Saat ini wilayah adat Dayak Wehea terancam kerusakan ekologi yang luar biasa. Alih fungsi hutan menjadi HPH, pertambangan dan perkebunan sawit secara besar-besaran, telah mengakibatkan hilangnya ruang dan kualitas hidup. Padahal masyarakat adat Wehea selama ini menjadikan sungai dan hutan sebagai sumber kehidupan ekonomi, sosial, budaya dan religiositasnya. Ada tiga tuntutan yang diperjuangkan masyarakat adat Dayak Wehea yaitu (1) menuntut pengakuan atas masyarakat adat Dayak-Wehea dan hak ulayat sebagai sebuah entitas masyarakat adat di Indonesia, (2) penghentian penerbitan ijin baru untuk segala jenis usaha yang dapat merusak hutan adat, budaya dan lingkungan hidup, (3) pencabutan semua Ijin Usaha Pertambangan (IUP) dan penghentian ijin baru pertambangan di wilayah Ulayat Masyarakat Adat Wehea Kutai Timur Kalimantan Timur. Pada pertemuan ini, Irjen Kemenhut dan Deputi V KLH sepakat menyatakan “Kementerian Lingkungan Hidup dan Kehutanan akan menindaklanjuti pengaduan ini dengan verifikasi data dan informasi yang ada dilanjutkan dengan verifikasi di lapangan dalam waktu yang tidak terlalu lama. Saat ini telah terbentuk Tim Penanganan Pengaduan Kasus-kasus LH dan Kehutanan sehingga tim ini dapat menindaklanjuti kasus ini.”

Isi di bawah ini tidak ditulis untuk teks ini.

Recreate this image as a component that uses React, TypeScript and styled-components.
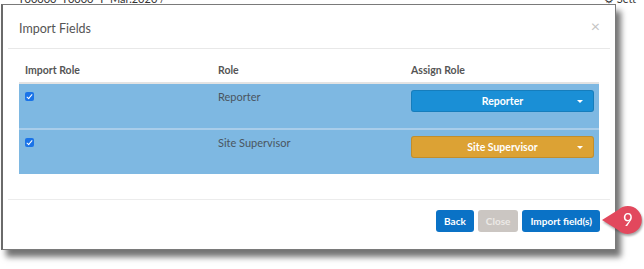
import React from "react";
import styled, { createGlobalStyle } from "styled-components";

const GlobalStyle = createGlobalStyle`
  body {
    margin: 0;
    background: #ffffff;
    font-family: Lato, "Open Sans", Arial, sans-serif;
  }
`;

const Page = styled.div`
  position: relative;
  width: 644px;
  height: 269px;
  overflow: hidden;
`;

const TopStrip = styled.div`
  height: 4px;
  overflow: hidden;
  display: flex;
  align-items: flex-end;
  justify-content: space-between;
  padding: 0 8px 0 18px;
  font-size: 11px;
  line-height: 11px;
  color: #333;
`;

const Modal = styled.div`
  margin-left: 1px;
  width: 615px;
  height: 246px;
  box-sizing: border-box;
  background: #fff;
  border: 1px solid #7a7a7a;
  border-left: 2px solid #6a6a6a;
  box-shadow: 5px 7px 6px rgba(0, 0, 0, 0.55);
  display: flex;
  flex-direction: column;
  padding: 0 5px;
`;

const Header = styled.div`
  height: 43px;
  display: flex;
  align-items: center;
  justify-content: space-between;
  padding: 0 10px 0 11px;
  border-bottom: 1px solid #e8e8e8;
`;

const Title = styled.h4`
  margin: 0;
  margin-top: 4px;
  font-size: 12.5px;
  font-weight: 400;
  color: #555;
`;

const CloseX = styled.span`
  font-size: 16px;
  color: #c4c4c4;
  margin-top: -2px;
`;

const Body = styled.div`
  padding: 13px 10px 0 11px;
  height: 137px;
  border-bottom: 1px solid #ececec;
`;

const Table = styled.div`
  width: 580px;
`;

const Row = styled.div<{ head?: boolean }>`
  display: grid;
  grid-template-columns: 193px 193px 194px;
  height: ${({ head }) => (head ? "20px" : "44px")};
  background: ${({ head }) => (head ? "transparent" : "#7eb8e2")};
  border-bottom: ${({ head }) => (head ? "2px solid #e3e3e3" : "2px solid #a9cdea")};
  &:last-child {
    border-bottom: none;
  }
`;

const HeadCell = styled.div`
  padding-left: 6px;
  font-size: 10.5px;
  font-weight: 700;
  color: #555;
  line-height: 14px;
  padding-top: 1px;
`;

const Cell = styled.div`
  padding: 6px 0 0 6px;
  font-size: 11px;
  color: #4a5560;
  line-height: 14px;
`;

const Check = styled.span`
  display: inline-block;
  width: 9px;
  height: 9px;
  margin-top: 2px;
  border-radius: 2px;
  background: #1a73e8;
  position: relative;
  &::after {
    content: "";
    position: absolute;
    left: 3px;
    top: 1px;
    width: 2px;
    height: 5px;
    border: solid #fff;
    border-width: 0 1.5px 1.5px 0;
    transform: rotate(40deg);
  }
`;

const SelectCell = styled.div`
  padding: 6px 5px 0 6px;
`;

const Select = styled.div<{ color: string }>`
  height: 22px;
  border-radius: 3px;
  background: ${({ color }) => color};
  border: 1px solid rgba(0, 0, 0, 0.12);
  box-sizing: border-box;
  display: flex;
  align-items: center;
  justify-content: center;
  position: relative;
  color: #fff;
  font-size: 10.5px;
  font-weight: 700;
  &::after {
    content: "";
    position: absolute;
    right: 10px;
    top: 9px;
    border-left: 3px solid transparent;
    border-right: 3px solid transparent;
    border-top: 3px solid #fff;
  }
`;

const Footer = styled.div`
  flex: 1;
  display: flex;
  justify-content: flex-end;
  align-items: flex-start;
  gap: 4px;
  padding: 10px 10px 0 0;
`;

const Button = styled.button<{ disabled?: boolean }>`
  height: 22px;
  padding: 0 8px;
  margin: 0;
  border: none;
  border-radius: 3px;
  font-family: Lato, "Open Sans", Arial, sans-serif;
  font-size: 10px;
  font-weight: 700;
  color: ${({ disabled }) => (disabled ? "#ece9e6" : "#fff")};
  background: ${({ disabled }) => (disabled ? "#cbc6c2" : "#0a72c6")};
`;

const Badge = styled.svg`
  position: absolute;
  left: 600px;
  top: 203px;
  filter: drop-shadow(1px 2px 1px rgba(0, 0, 0, 0.35));
`;

export default function App() {
  return (
    <Page>
      <GlobalStyle />
      <TopStrip>
        <span>T00000_T0000_T_Mar.2020 /</span>
        <span>⚙ Sett</span>
      </TopStrip>
      <Modal>
        <Header>
          <Title>Import Fields</Title>
          <CloseX>×</CloseX>
        </Header>
        <Body>
          <Table>
            <Row head>
              <HeadCell>Import Role</HeadCell>
              <HeadCell>Role</HeadCell>
              <HeadCell>Assign Role</HeadCell>
            </Row>
            <Row>
              <Cell>
                <Check />
              </Cell>
              <Cell>Reporter</Cell>
              <SelectCell>
                <Select color="#1a8fd6">Reporter</Select>
              </SelectCell>
            </Row>
            <Row>
              <Cell>
                <Check />
              </Cell>
              <Cell>Site Supervisor</Cell>
              <SelectCell>
                <Select color="#dca234">Site Supervisor</Select>
              </SelectCell>
            </Row>
          </Table>
        </Body>
        <Footer>
          <Button>Back</Button>
          <Button disabled>Close</Button>
          <Button>Import field(s)</Button>
        </Footer>
      </Modal>
      <Badge width="44" height="36" viewBox="0 0 44 36">
        <path d="M2 17 L18 7 A14 14 0 1 1 18 27 Z" fill="#e2485d" />
        <text
          x="28"
          y="23"
          textAnchor="middle"
          fill="#fff"
          fontSize="17"
          fontFamily="Lato, Arial, sans-serif"
        >
          9
        </text>
      </Badge>
    </Page>
  );
}
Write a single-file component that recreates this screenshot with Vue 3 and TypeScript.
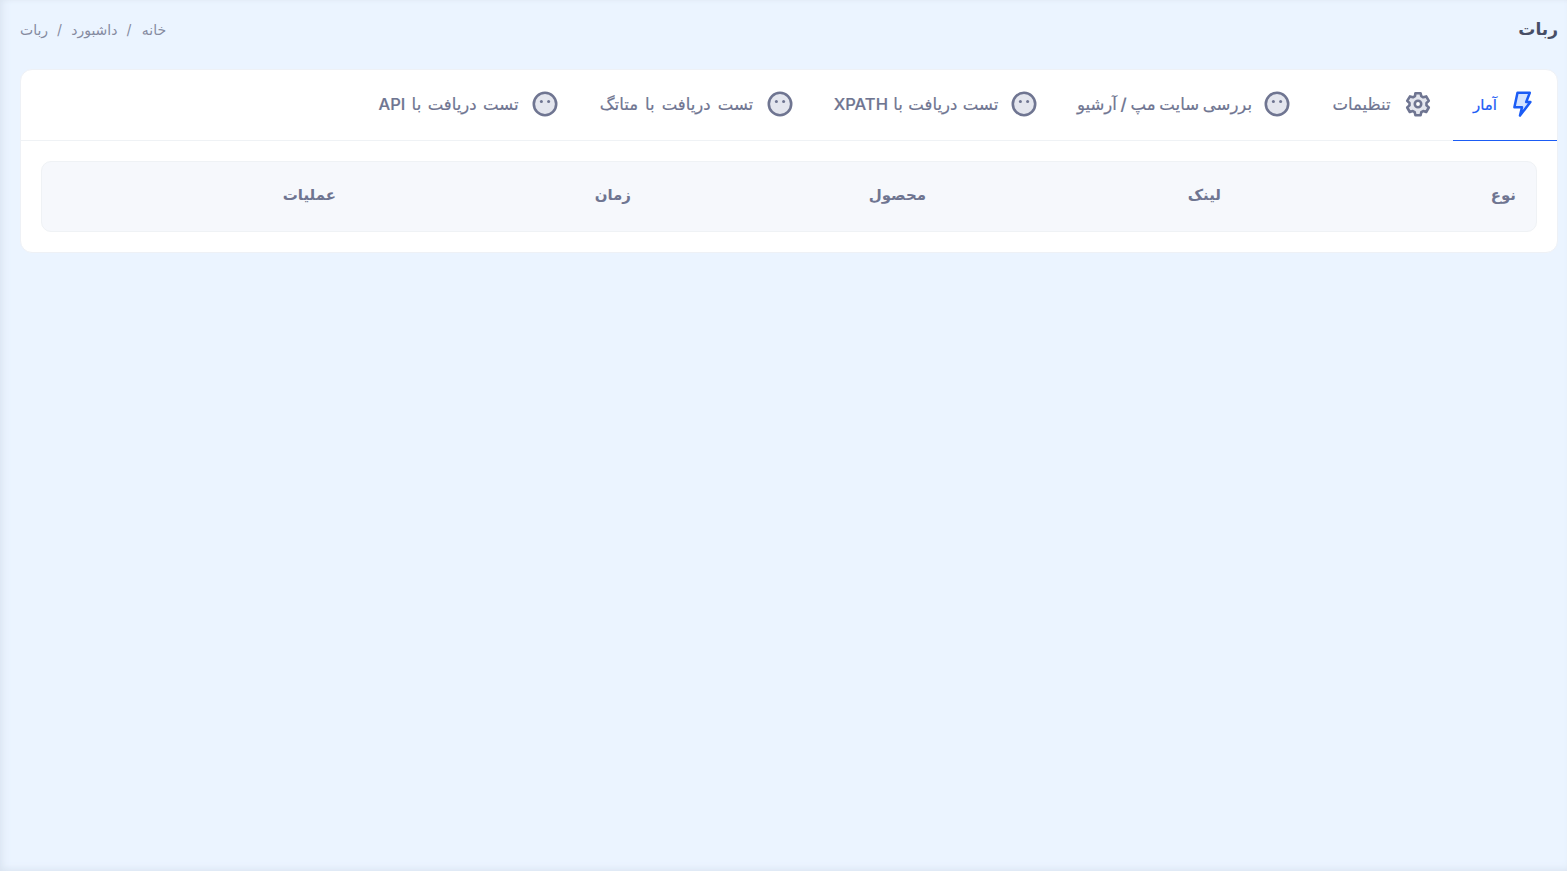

Pimpinan rombongan, Ketua Dewan Adat Wehea, Tleang Lung berkesempatan bertemu dengan Menteri LHK, Siti Nurbaya pada acara “Refleksi 100 Hari KLHK” dan menyatakan apresiasinya atas usaha masyarakat adat Dayak Wehea yang selama ini telah menjaga hutan lindung Wehea dalam upaya menjaga dan melestarikan lingkungan hidup.